Non of the above solves the social problems caused by individuals posting damaging or disturbing information about others.  We already have laws to protect against out-and-out harassment.  That aside, we're already seeing online behaviour moderated by new social norms.

Social reputation is a fantastic moderator.  Just as in the real world, those publishing personal tittle-tattle outside of any public interest or lies become known as the neighbourhood gossip.  People are weary about bringing them into their circle

Unfriending can occur simply by tagging an awful photo of someone - the rules are down to each and every online community, and people choose to join or leave a community based on the norms of that community.  Is it okay to tag a picture of a mate throwing up on the street?  In some circles, yes.  In mine, no.

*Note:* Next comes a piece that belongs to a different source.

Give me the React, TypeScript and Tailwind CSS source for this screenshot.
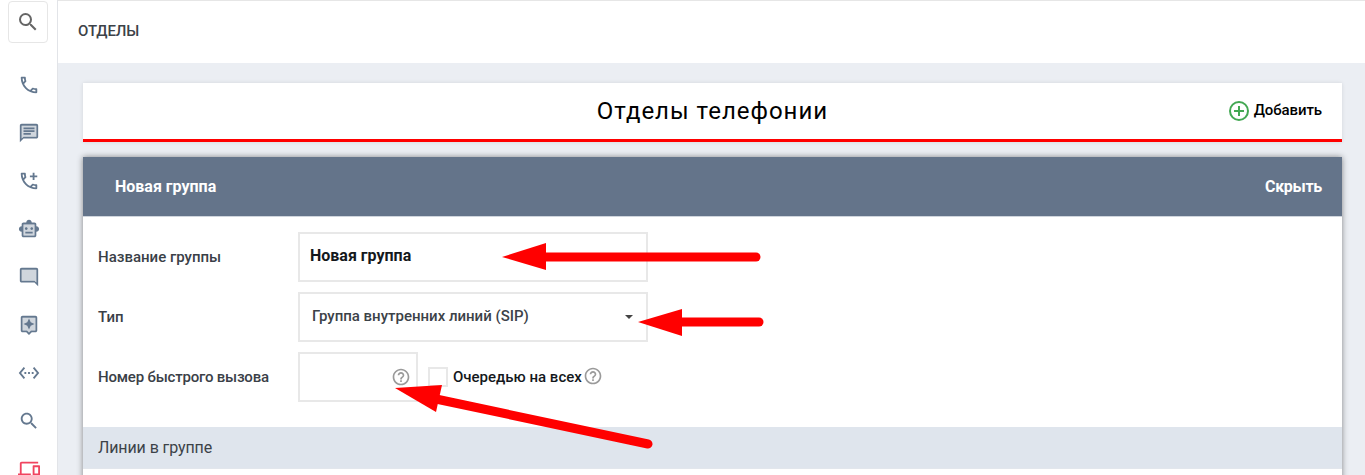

Both technology and social systems are evolving to solve the problems brought on by the massive step change in communications capability the internet brings.  Community controls help prevent people I don't trust from bringing photos of me to the attention of those I do trust.  Inappropriate content such as pornography can be flagged by users, and excluded by choice from those who don't want to be offended.

On one hand this can be viewed a race to the gutter, as it allows communities to evolve with what others see as very low social standards, coexisting with all other communities, and I feel we should all do our best to educate and promote our own ideals of responsible online behaviour.  Sometimes people don't understand the long term consequences of the information they choose to put online.

Yet sometimes those complaining don't understand the new culture emerging because of the internet.  A new culture that will undoubtedly normalise some activity previously frowned upon, and there's only so much the law can achieve in preventing information self harm without having an adverse affect on democratic rights and freedoms.